Having explored its philosophical roots, Neiman does not suggest where the woke movement might lead, except to offer a hopeful though unlikely prognosis for a left-liberal mind meld, leading to the revival of a Eurocentric universalism of social rights and political freedoms. Germany, where Neiman resides (which she praises as “an increasingly diverse society with the world’s fourth-largest economy”), is upheld as a civic ideal. But Germany also harbors a stridently xenophobic far right with growing political support. Meanwhile many leftists, both in the United States and Europe, have already renounced any universalism with Western origins. No amount of cajoling seems likely to convince them that understanding Kant is part of their struggle.

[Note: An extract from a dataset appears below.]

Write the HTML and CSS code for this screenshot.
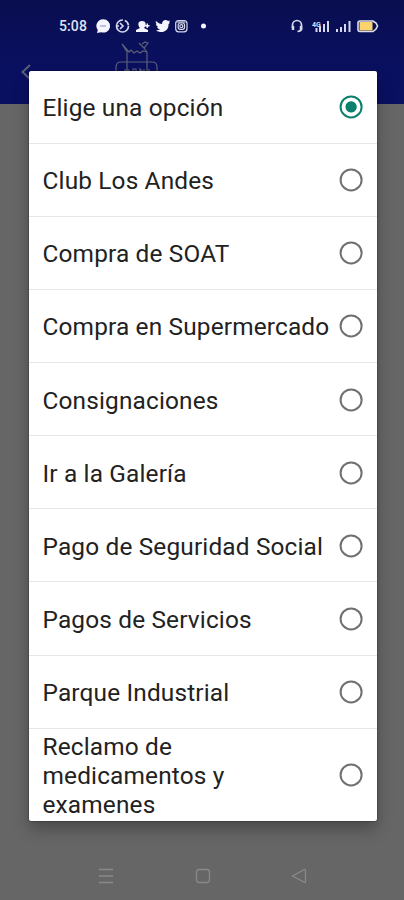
FILE: index.html
```
<!DOCTYPE html>
<html lang="es">
<head>
<meta charset="utf-8">
<title>Elige una opción</title>
<link rel="stylesheet" href="styles.css">
</head>
<body>
<div class="screen">
  <header class="header">
    <div class="status">
      <span class="time">5:08</span>
      <svg class="notifications" width="116" height="18" viewBox="0 0 116 18">
        <path class="fill" d="M8 2.200a6.800 6.700 0 1 1-2 13l-4 .8.800-3A6.700 6.700 0 0 1 8 2.200z"/>
        <path class="cut" d="M5 9h6"/>
        <g class="line"><circle cx="27.500" cy="9" r="6" stroke-dasharray="28 2 6 1.700"/><path d="M21 9h3M25 6l3 3-3 3"/></g>
        <path class="fill" d="M47 4c5 0 4 5 2 7l4 2v2H41v-2l4-2c-2-2-3-7 2-7zM50 8h1.500V6.500H53V8h1.500v1.500H53V11h-1.500V9.500H50z"/>
        <path class="fill" d="M61 4c2 2 4 3 6 3 0-4 4-5 6-3l2-.5-1 2 1 .2-1.500 1.500C74 14 67 17 61 13.500c2 0 3-.5 4-1.200-2-.3-2.500-1.300-2.800-2.300h1C61.500 9 61 8 61 7l1 .3C60.500 6 60.500 5 61 4z"/>
        <g class="line thin"><rect x="80.700" y="3.500" width="11.300" height="11.300" rx="3"/><rect x="83.200" y="6" width="6.300" height="6.300" rx="2"/><circle cx="86.300" cy="9.200" r="1.500"/><path d="M82 5h8.500"/></g>
        <circle class="fill" cx="108.500" cy="9" r="2.500"/>
      </svg>
      <svg class="system" width="92" height="18" viewBox="0 0 92 18">
        <g class="line"><path d="M2.500 11V8a4.500 4.500 0 0 1 9 0v4q0 2-4 2.500"/><path d="M3 9v4M11 9v4" stroke-width="2.500"/></g>
        <text class="network" x="22" y="10">4G</text>
        <path class="bars" d="M26.500 15v-4M30 15V9M34 15V7M38 15V4M47 15v-3M51 15v-5M55 15V7M59.500 15V4"/>
        <path class="battery" d="M70 4h13l3 2 1.500 3-1.500 3-3 2.500H70q-2 0-2-2V6q0-2 2-2z"/>
        <rect class="charge" x="69.500" y="5" width="13" height="8.500"/>
      </svg>
    </div>
    <div class="toolbar">
      <svg class="back" width="14" height="18" viewBox="0 0 14 18"><path d="M10 2L2.500 9l7.500 7"/></svg>
      <svg class="logo" width="48" height="34" viewBox="0 0 48 34"><path d="M3 34v-7q0-5 5-5h31q5 0 5 5v7M14 33V12L9 4M9 4l7 8 2-2 3 3 3-2 3 2 3-2 4 1M34 33V12M26 3l5 5 4-5-3-1-3 2M31 8l3 4M12 33v-3h4v3M20 33v-4h3v4M27 33v-4l4 4v-4M36 33v-4"/></svg>
    </div>
  </header>
  <main class="page"></main>
  <nav class="nav">
    <svg width="16" height="16" viewBox="0 0 16 16"><path d="M1 1.500h14M1 8h14M1 14.500h14"/></svg>
    <svg width="16" height="16" viewBox="0 0 16 16"><rect x="1.500" y="1.500" width="13" height="13" rx="2.500"/></svg>
    <svg width="16" height="16" viewBox="0 0 16 16"><path d="M13.500 1.500q1 0 1 1v11q0 1-1 .8L1.500 8z"/></svg>
  </nav>
  <div class="dialog">
    <div class="option"><span>Elige una opción</span><i class="radio selected"></i></div>
    <div class="option"><span>Club Los Andes</span><i class="radio"></i></div>
    <div class="option"><span>Compra de SOAT</span><i class="radio"></i></div>
    <div class="option"><span>Compra en Supermercado</span><i class="radio"></i></div>
    <div class="option"><span>Consignaciones</span><i class="radio"></i></div>
    <div class="option"><span>Ir a la Galería</span><i class="radio"></i></div>
    <div class="option"><span>Pago de Seguridad Social</span><i class="radio"></i></div>
    <div class="option"><span>Pagos de Servicios</span><i class="radio"></i></div>
    <div class="option"><span>Parque Industrial</span><i class="radio"></i></div>
    <div class="option tall"><span>Reclamo de<br>medicamentos y<br>examenes</span><i class="radio"></i></div>
  </div>
</div>
</body>
</html>
```
FILE: styles.css
```
* { box-sizing: border-box; }
body { margin: 0; font-family: Roboto, sans-serif; }
svg { display: block; fill: none; flex: none; }
.screen {
  position: relative;
  width: 404px;
  height: 900px;
  overflow: hidden;
  display: flex;
  flex-direction: column;
  background: #666;
}
.header { height: 104px; background: linear-gradient(#090e50, #0a1060 65%, #0a1060); }
.status { height: 36px; padding: 17px 0 0 59px; display: flex; }
.time { width: 36px; font-size: 14px; font-weight: 500; line-height: 18px; color: #dfe1f2; letter-spacing: .1px; }
.notifications { width: 116px; }
.system { margin-left: 79px; }
.fill { fill: #f4f5ff; }
.cut { stroke: #888bb4; stroke-width: 1; }
.line { stroke: #d6d8eb; stroke-width: 1.7; }
.thin { stroke-width: 1.2; }
.network { fill: #d6d8eb; font-size: 7px; font-weight: 700; }
.bars { stroke: #d6d8eb; stroke-width: 2; }
.battery { stroke: #dedfea; stroke-width: 1.6; }
.charge { fill: #fbd36c; }
.toolbar { display: flex; padding: 4px 0 0 20px; }
.toolbar svg { stroke: #5b6077; stroke-width: 1.2; }
.toolbar .back { margin-top: 23px; stroke-width: 2; }
.logo { margin-left: 79px; }
.page { flex: 1; }
.nav { height: 48px; padding: 16px 97px 0 98px; display: flex; justify-content: space-between; }
.nav svg { stroke: #898989; stroke-width: 1.3; }
.dialog {
  position: absolute;
  left: 28.5px;
  top: 70.5px;
  width: 348px;
  height: 750.5px;
  background: #fff;
  border-radius: 2px;
  box-shadow: 0 0 2px rgba(0,0,0,.6), 0 8px 16px rgba(0,0,0,.28);
}
.option {
  height: 73.15px;
  padding: 0 14px;
  display: flex;
  align-items: center;
  justify-content: space-between;
  border-bottom: 1px solid #e6e6e6;
  font-size: 24.4px;
  font-weight: 375;
  line-height: 29px;
  letter-spacing: .16px;
  color: #222;
  white-space: nowrap;
}
.tall { height: 92px; border-bottom: 0; }
.option span { position: relative; top: 1px; }
.radio { width: 23px; height: 23px; flex: none; transform: translate(-.4px, .4px); border: 2px solid #707070; border-radius: 50%; }
.selected { border-color: #0b806c; background: radial-gradient(circle, #0b806c 5.2px, #fff 6px); }
```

The story Neiman tells is part of a broader realignment that has been taking place across the political spectrum in many Western nations and beyond over the past decade: a turning away from a democratic conception of political life. This worrying trend goes by a variety of names, including most commonly “democratic backsliding.” According to the political scientists David Waldner and Ellen Lust, “backsliding entails deterioration of qualities associated with democratic governance.” Within liberal democracies specifically, it refers to a qualitative decline in governance and civic institutions, sometimes presaging a turn to authoritarian rule. The left’s weakening commitment to democratic norms mirrors a similar trajectory on the right. Both represent a questioning of the West’s most distinctive philosophical and political traditions. The question that Neiman helps bring into focus is whether the West will abandon this heritage simply because it has been abused at times or imperfectly realized. As she acknowledges, the costs of what Western democracies have wrought through the spread of their economic and political influence are real and often devastating. But the alternatives, including fascism and communism, have proved far worse.